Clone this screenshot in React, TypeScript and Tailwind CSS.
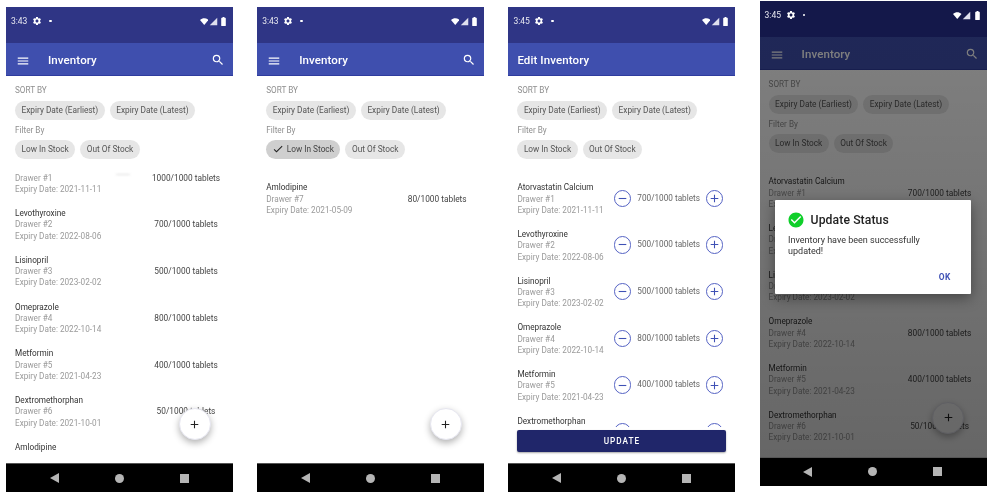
import { MdAdd, MdBatteryStd, MdCheck, MdCheckCircle, MdMenu, MdRemove, MdSearch, MdSettings, MdSignalCellular4Bar } from "react-icons/md";

interface Med {
  name: string;
  drawer: number;
  expiry: string;
  qty: string;
}

const stock: Med[] = [
  { name: "Atorvastatin Calcium", drawer: 1, expiry: "2021-11-11", qty: "1000/1000" },
  { name: "Levothyroxine", drawer: 2, expiry: "2022-08-06", qty: "700/1000" },
  { name: "Lisinopril", drawer: 3, expiry: "2023-02-02", qty: "500/1000" },
  { name: "Omeprazole", drawer: 4, expiry: "2022-10-14", qty: "800/1000" },
  { name: "Metformin", drawer: 5, expiry: "2021-04-23", qty: "400/1000" },
  { name: "Dextromethorphan", drawer: 6, expiry: "2021-10-01", qty: "50/1000" },
  { name: "Amlodipine", drawer: 7, expiry: "2021-05-09", qty: "80/1000" },
];

const editStock = stock.slice(0, 6).map((m, i) => ({ ...m, qty: ["700/1000", "500/1000", "500/1000", "800/1000", "400/1000", "50/1000"][i] }));
const dialogStock = stock.slice(0, 6).map((m, i) => ({ ...m, qty: i === 0 ? "700/1000" : m.qty }));

const StatusBar = ({ time, dark }: { time: string; dark?: boolean }) => (
  <div className={`h-[36px] shrink-0 flex items-center pl-[5px] pr-[5px] pb-[8px] text-white ${dark ? "bg-[#14184a]" : "bg-[#2f3585]"}`}>
    <span className="text-[8.5px] w-[17px] text-[#e8e8f0]">{time}</span>
    <MdSettings className="text-[10px] ml-[4px]" />
    <span className="w-[2.5px] h-[2.5px] rounded-full bg-white ml-[7px]" />
    <svg viewBox="0 0 10 8" className="w-[8.5px] h-[7px] ml-auto fill-white">
      <path d="M0 2.2 C3 -0.6 7 -0.6 10 2.2 L5 8 Z" />
    </svg>
    <MdSignalCellular4Bar className="text-[9px] ml-[0.5px] text-[#dfe0ee]" />
    <MdBatteryStd className="text-[11px] ml-[0.5px] -mr-[1px]" />
  </div>
);

const Toolbar = ({ title }: { title: string }) => {
  const edit = title !== "Inventory";
  return (
    <div className={`h-[33px] shrink-0 bg-[#3f4fae] border-b border-[#2f3c9e] flex items-center pt-[3px] text-white ${edit ? "pl-[9px]" : "pl-[10px]"} pr-[8px]`}>
      {!edit && <MdMenu className="text-[14px] mr-[18px]" />}
      <span className="text-[11.5px] font-medium tracking-[0.1px]">{title}</span>
      {!edit && <MdSearch className="text-[14px] ml-auto -mt-[1px]" />}
    </div>
  );
};

const Chip = ({ label, selected }: { label: string; selected?: boolean }) => (
  <span className={`h-[19px] rounded-full flex items-center px-[6.5px] text-[8.3px] whitespace-nowrap ${selected ? "bg-[#cfcfcf] text-[#444]" : "bg-[#e6e6e6] text-[#555]"}`}>
    {selected && <MdCheck className="text-[12px] text-[#222] -ml-[1px] mr-[3px]" />}
    {label}
  </span>
);

const Filters = ({ lowSelected }: { lowSelected?: boolean }) => (
  <div className="px-[9px] pt-[8.5px] shrink-0">
    <div className="h-[11px] leading-[11px] text-[8.2px] text-[#8f8f8f] mb-[5px]">SORT BY</div>
    <div className="flex gap-[5px]">
      <Chip label="Expiry Date (Earliest)" />
      <Chip label="Expiry Date (Latest)" />
    </div>
    <div className="h-[11px] leading-[11px] text-[8.2px] text-[#8f8f8f] mt-[5px] mb-[4px]">Filter By</div>
    <div className="flex gap-[5px]">
      <Chip label="Low In Stock" selected={lowSelected} />
      <Chip label="Out Of Stock" />
    </div>
  </div>
);

const RoundBtn = ({ minus }: { minus?: boolean }) => (
  <span className="w-[17.5px] h-[17.5px] shrink-0 rounded-full border border-[#5563c4] flex items-center justify-center text-[#3f51b5]">
    {minus ? <MdRemove className="text-[13px]" /> : <MdAdd className="text-[13px]" />}
  </span>
);

const Row = ({ med, edit }: { med: Med; edit?: boolean }) => (
  <div className="h-[46.7px] flex items-start px-[9px] text-[8.2px] leading-[11.3px]">
    <div className="flex-1 min-w-0 whitespace-nowrap">
      <div className="text-[#333]">{med.name}</div>
      <div className="text-[#9a9a9a]">Drawer #{med.drawer}</div>
      <div className="text-[#9a9a9a]">Expiry Date: {med.expiry}</div>
    </div>
    {edit ? (
      <div className="flex items-center -mt-[4.1px] mr-[3px] h-[34px] pt-[6px]">
        <RoundBtn minus />
        <span className="w-[74.5px] text-center text-[#666] whitespace-nowrap">{med.qty} tablets</span>
        <RoundBtn />
      </div>
    ) : (
      <div className="w-[80px] mt-[11.3px] -mr-[2px] text-center text-[8.3px] text-[#444] whitespace-nowrap">{med.qty} tablets</div>
    )}
  </div>
);

const NavBar = () => (
  <div className="h-[29px] shrink-0 bg-black flex items-center justify-center gap-[56px] pr-[1px] border-t border-[#555]">
    <svg viewBox="0 0 9 10" className="w-[9px] h-[10px] fill-[#b5b5b5]">
      <path d="M9 0 V10 L0 5 Z" />
    </svg>
    <span className="w-[9px] h-[9px] rounded-full bg-[#b5b5b5]" />
    <span className="w-[9px] h-[9px] bg-[#b5b5b5]" />
  </div>
);

const Fab = () => (
  <div className="absolute left-[172.5px] bottom-[52px] w-[32px] h-[32px] rounded-full bg-white border border-[#e6e6f0] shadow-[0_3px_7px_rgba(0,0,0,0.3)] flex items-center justify-center">
    <MdAdd className="text-[13px] text-[#222]" />
  </div>
);

export default function App() {
  return (
    <div className="w-[1000px] h-[500px] bg-white overflow-hidden flex items-start gap-[24.2px] pl-[6px] pt-[7px] blur-[0.5px] font-['Roboto',sans-serif]">
      {/* list, scrolled a bit */}
      <div className="relative w-[227px] h-[485px] flex flex-col shrink-0">
        <StatusBar time="3:43" />
        <Toolbar title="Inventory" />
        <Filters />
        <div className="relative flex-1 min-h-0 mt-[11.5px] mb-[10px] overflow-hidden">
          <div className="-mt-[8.5px]">
            {stock.map((m) => (
              <Row key={m.name} med={m} />
            ))}
          </div>
          <span className="absolute left-[110px] top-[4px] w-[14px] h-[1px] bg-[#ddd] blur-[1px]" />
        </div>
        <NavBar />
        <Fab />
      </div>

      {/* filtered */}
      <div className="relative w-[227px] h-[485px] flex flex-col shrink-0">
        <StatusBar time="3:43" />
        <Toolbar title="Inventory" />
        <Filters lowSelected />
        <div className="flex-1 mt-[11.5px] overflow-hidden">
          <div className="mt-[12.4px]">
            <Row med={stock[6]} />
          </div>
        </div>
        <NavBar />
        <Fab />
      </div>

      {/* edit */}
      <div className="relative w-[227px] h-[485px] flex flex-col shrink-0">
        <StatusBar time="3:45" />
        <Toolbar title="Edit Inventory" />
        <Filters />
        <div className="flex-1 min-h-0 mt-[11.5px] overflow-hidden">
          <div className="mt-[12.4px]">
            {editStock.map((m) => (
              <Row key={m.name} med={m} edit />
            ))}
          </div>
        </div>
        <div className="h-[36.5px] shrink-0 px-[9px] pt-[0.5px] pb-[13.5px]">
          <button className="w-full h-[22.5px] rounded-[2px] bg-[#20266a] text-white text-[8.2px] font-medium tracking-[1px] shadow-[0_1px_2px_rgba(0,0,0,0.35)]">
            UPDATE
          </button>
        </div>
        <NavBar />
      </div>

      {/* update dialog */}
      <div className="relative w-[227px] h-[484.5px] -mt-[6px] flex flex-col shrink-0">
        <StatusBar time="3:45" dark />
        <Toolbar title="Inventory" />
        <Filters />
        <div className="flex-1 min-h-0 mt-[11.5px] overflow-hidden">
          <div className="mt-[12.4px]">
            {dialogStock.map((m) => (
              <Row key={m.name} med={m} />
            ))}
          </div>
        </div>
        <NavBar />
        <Fab />
        <div className="absolute left-0 right-0 top-[36px] bottom-[29px] bg-gradient-to-b from-black/50 to-black/60" />
        <div className="absolute left-[15px] top-[198.5px] w-[196px] h-[94px] rounded-[1px] bg-white shadow-[0_4px_14px_rgba(0,0,0,0.4)] pl-[13.5px] pr-[8px] pt-[12px]">
          <div className="flex items-center h-[17px]">
            <MdCheckCircle className="text-[18px] text-[#0fcf2a] -ml-[1px] mr-[5.5px]" />
            <span className="text-[12.2px] font-medium text-[#222] tracking-[0.1px]">Update Status</span>
          </div>
          <p className="mt-[6px] text-[9px] leading-[11px] text-[#333] w-[150px]">Inventory have been successfully updated!</p>
          <div className="absolute right-[20px] bottom-[9.5px] text-[8.4px] font-bold text-[#3f51b5] tracking-[0.3px]">OK</div>
        </div>
      </div>
    </div>
  );
}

-------------------------

CHALLENGE
Begin at the first line of the data above and repeat each line exactly, stopping after the line containing "const dialogStock = stock.slice(0, 6).map((m, i)". Omit the pictures.

TASK RESULT
Clone this screenshot in React, TypeScript and Tailwind CSS.
import { MdAdd, MdBatteryStd, MdCheck, MdCheckCircle, MdMenu, MdRemove, MdSearch, MdSettings, MdSignalCellular4Bar } from "react-icons/md";

interface Med {
  name: string;
  drawer: number;
  expiry: string;
  qty: string;
}

const stock: Med[] = [
  { name: "Atorvastatin Calcium", drawer: 1, expiry: "2021-11-11", qty: "1000/1000" },
  { name: "Levothyroxine", drawer: 2, expiry: "2022-08-06", qty: "700/1000" },
  { name: "Lisinopril", drawer: 3, expiry: "2023-02-02", qty: "500/1000" },
  { name: "Omeprazole", drawer: 4, expiry: "2022-10-14", qty: "800/1000" },
  { name: "Metformin", drawer: 5, expiry: "2021-04-23", qty: "400/1000" },
  { name: "Dextromethorphan", drawer: 6, expiry: "2021-10-01", qty: "50/1000" },
  { name: "Amlodipine", drawer: 7, expiry: "2021-05-09", qty: "80/1000" },
];

const editStock = stock.slice(0, 6).map((m, i) => ({ ...m, qty: ["700/1000", "500/1000", "500/1000", "800/1000", "400/1000", "50/1000"][i] }));
const dialogStock = stock.slice(0, 6).map((m, i) => ({ ...m, qty: i === 0 ? "700/1000" : m.qty }));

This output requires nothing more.